I just killed GIL!!!

sturlamolden sturlamolden at yahoo.no
Thu Apr 17 12:48:42 EDT 2008


On Apr 17, 5:46 pm, Hrvoje Niksic <hnik... at xemacs.org> wrote:

> Have you tackled the communication problem?  The way I see it, one
> interpreter cannot "see" objects created in the other because they
> have separate pools of ... everything.  They can communicate by
> passing serialized objects through ctypes, but that sounds like the
> solutions that use processes.

I see two solutions to that.

It is possible to use fine-grained locking on the objects that need to
be communicated. ctypes can pass PyObject* pointers
(ctypes.py_object), or we could resort to some C. When interpreter A
get a PyObject* pointer from B (a total of four bytes on my computer),
interpreter A can:

(1) Acquire B's GIL
(2) Increment the refcount of the PyObject*
(3) Release B's GIL
(4) Use the object as its own (synchronization is required)

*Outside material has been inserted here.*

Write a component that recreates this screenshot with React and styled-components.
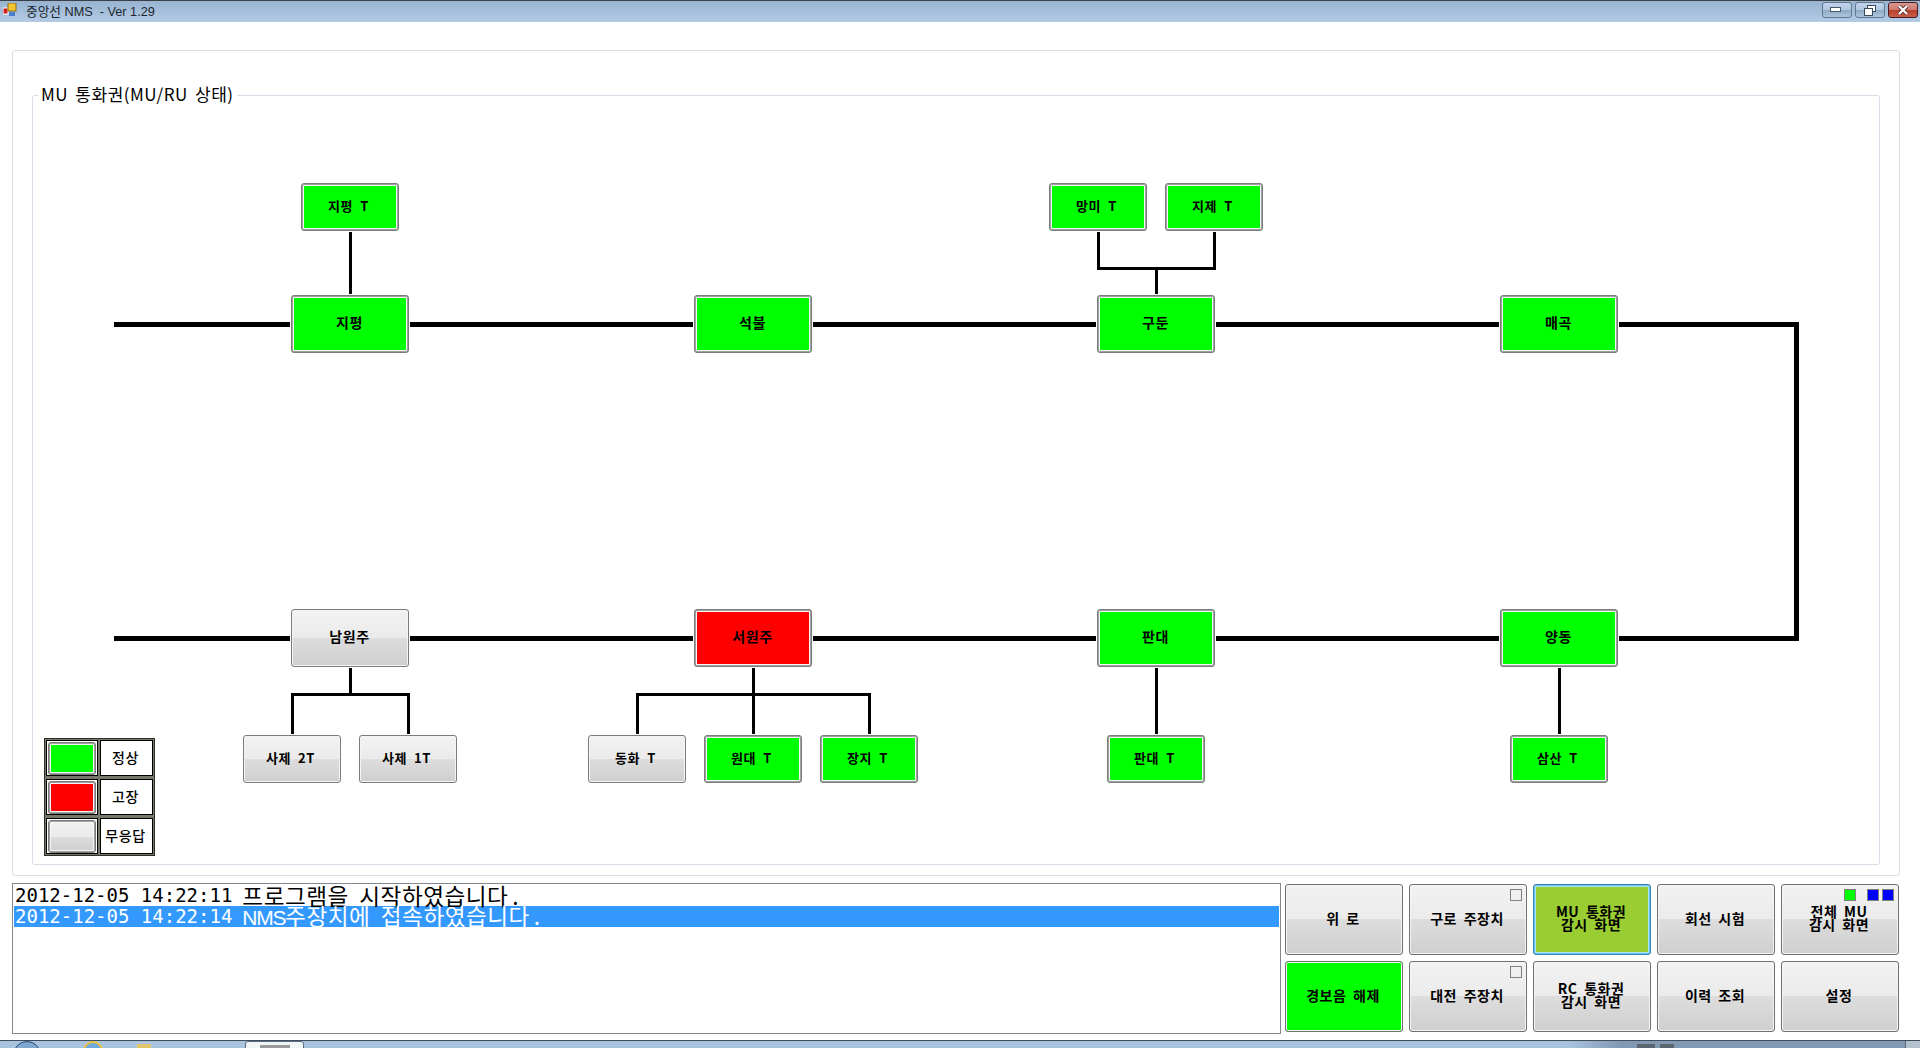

Sharing PyObject* pointer has the possibility of shooting your leg
off. But I believe the small quirks can be worked out.

The other option is to use serialized Queues like the processing
module in cheese shop. I don't think it will be faster than similar
mechanisms based on IPC, because object serialization and
deserialization are the more expensive parts.